If you've heard of invoice factoring in the past, you might be surprised to find that the industry has gained a good reputation in recent times. Rather than being considered as a "last resort", factoring has become the go-to form of funding for many small businesses. In fact, some companies have decided to use factoring rather than applying for traditional sources of financing such as small business loans.
The Use of Factoring in Modern Business Funding
One of the reasons factoring has grown in popularity has to do with the tightening of most lending requirements. Small business owners, in particular, may have a difficult time getting their loan requests approved. This is especially true if you've recently opened your company's doors or if your personal credit is less than satisfactory. With invoice factoring, though, you can avoid many of these challenges altogether, since factoring doesn't require a credit check or proof of a profitable bottom line.
Why Factoring Can Help You Focus on Your Business
Factoring often appeals to small business owners because it offers a quick way to increase cash flow. However, one of the lesser mentioned benefits of factoring has to do with accounts receivables. When you factor your invoices, you are selling not only the invoice value, but the responsibility for collecting payments. This means that you are basically outsourcing the typical accounts receivable duties to the factor.
The great thing about this part of factoring is that you're unloading the usual recordkeeping, collection duties, and customer service that you'd normally have to perform yourself. Depending on the number of invoices you factor, this can save you a considerable amount of time in the course of your typical business day. Instead of spending so much time working on your outstanding invoices, you can invest that time into increasing your marketing efforts or expanding your business.

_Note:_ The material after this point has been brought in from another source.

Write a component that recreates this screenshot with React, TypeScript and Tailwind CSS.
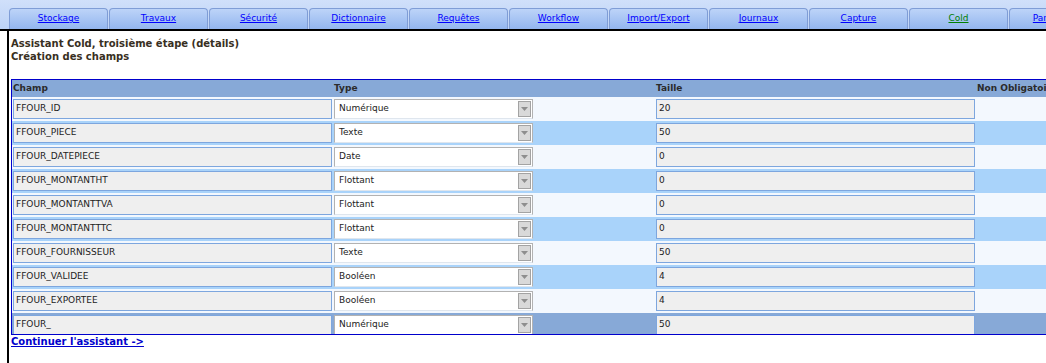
import React from "react";

const tabs = [
  "Stockage",
  "Travaux",
  "Sécurité",
  "Dictionnaire",
  "Requêtes",
  "Workflow",
  "Import/Export",
  "Journaux",
  "Capture",
  "Cold",
  "Paramètres",
];

const champs = [
  ["FFOUR_ID", "Numérique", "20"],
  ["FFOUR_PIECE", "Texte", "50"],
  ["FFOUR_DATEPIECE", "Date", "0"],
  ["FFOUR_MONTANTHT", "Flottant", "0"],
  ["FFOUR_MONTANTTVA", "Flottant", "0"],
  ["FFOUR_MONTANTTTC", "Flottant", "0"],
  ["FFOUR_FOURNISSEUR", "Texte", "50"],
  ["FFOUR_VALIDEE", "Booléen", "4"],
  ["FFOUR_EXPORTEE", "Booléen", "4"],
  ["FFOUR_", "Numérique", "50"],
];

function TypeSelect({ value }: { value: string }) {
  return (
    <div className="w-[199px] h-[20px] border border-[#b2b2b2] border-b-[#dfe6ee] bg-white flex items-center">
      <span className="flex-1 pl-[4px] text-[9px] text-[#222]">{value}</span>
      <div className="w-[13px] h-[16px] mr-[1px] bg-[#d9d9d9] border border-[#a3a3a3] flex items-center justify-center">
        <svg width="7" height="4" viewBox="0 0 7 4">
          <path d="M0 0 L7 0 L3.5 4 Z" fill="#8e8e8e" />
        </svg>
      </div>
    </div>
  );
}

export default function App() {
  return (
    <div className="w-[1046px] h-[363px] overflow-hidden bg-white font-['DejaVu_Sans',sans-serif]">
      {/* onglets */}
      <div className="h-[31px] border-b-2 border-black bg-gradient-to-b from-[#d0e0fa] to-[#bcd2f6] flex items-end pl-[9px] gap-[1px] whitespace-nowrap">
        {tabs.map((t) => (
          <div
            key={t}
            className="shrink-0 w-[99px] h-[21px] rounded-t-[4px] border border-b-0 border-[#7f9dd6] bg-gradient-to-b from-[#bdd4f8] to-[#93b6ef] flex items-center justify-center"
          >
            <a
              href="#"
              className={`text-[9px] underline ${t === "Cold" ? "text-[#008000]" : "text-[#0000ff]"}`}
            >
              {t}
            </a>
          </div>
        ))}
      </div>

      <div className="ml-[7px] h-[332px] border-l-2 border-black pl-[2px]">
        <div className="pt-[6px] text-[10px] leading-[13px] font-bold text-[#382f22]">
          <p>Assistant Cold, troisième étape (détails)</p>
          <p>Création des champs</p>
        </div>

        <div className="mt-[16px] w-[1100px] border-t border-l border-b border-[#0000cc]">
          <div className="h-[17px] bg-[#87a9d7] flex items-center text-[9px] font-bold text-[#2b2b2b]">
            <div className="w-[322px] pl-[1px]">Champ</div>
            <div className="w-[322px]">Type</div>
            <div className="w-[321px]">Taille</div>
            <div className="flex-1">Non Obligatoire</div>
          </div>
          {champs.map(([nom, type, taille], i) => {
            const last = i === champs.length - 1;
            const bg = last ? "bg-[#87a9d7]" : i % 2 === 0 ? "bg-[#f3f8fe]" : "bg-[#a9d3fa]";
            return (
              <div
                key={nom}
                className={`flex overflow-hidden ${bg} ${last ? "h-[21px] items-start pt-[2px]" : "h-[24px] items-center"}`}
              >
                <div className="w-[322px] pl-[1px] shrink-0">
                  <div className="w-[319px] h-[20px] border border-[#7da6de] bg-[#efefef] flex items-center pl-[2px] text-[9px] text-[#222]">
                    {nom}
                  </div>
                </div>
                <div className="w-[322px] shrink-0">
                  <TypeSelect value={type} />
                </div>
                <div className="w-[321px] shrink-0">
                  <div className="w-[319px] h-[20px] border border-[#7da6de] bg-[#efefef] flex items-center pl-[2px] text-[9px] text-[#222]">
                    {taille}
                  </div>
                </div>
                <div className="flex-1" />
              </div>
            );
          })}
        </div>

        <a href="#" className="block text-[10px] leading-[13px] font-bold text-[#0000cc] underline">
          Continuer l'assistant -&gt;
        </a>
      </div>
    </div>
  );
}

What If Your Client Defaults?
A major concern with factoring, though, is what may happen if your client never pays the invoice off. If you go through the traditional factoring route, you may find that you're liable for repaying the advance to the factor company. This is one reason why it is so important to read the fine print of your factoring contract. Typically, if you're able to get a contract that carries a very low transaction fee, then you're probably assuming responsibility for a defaulting customer.
If you're willing to pay a few more percentage points in fees, though, you could request a non-recourse factoring contract. This agreement absolves you of responsibility if the customer doesn't pay his or her invoice. In this way, you can enjoy the benefits of factoring and assume none of the risks.
Invoice factoring may be just what you've been looking for to help your small business get access to fast cash. Since you won't have to take on additional debt, you can increase funding without overloading your balance sheet.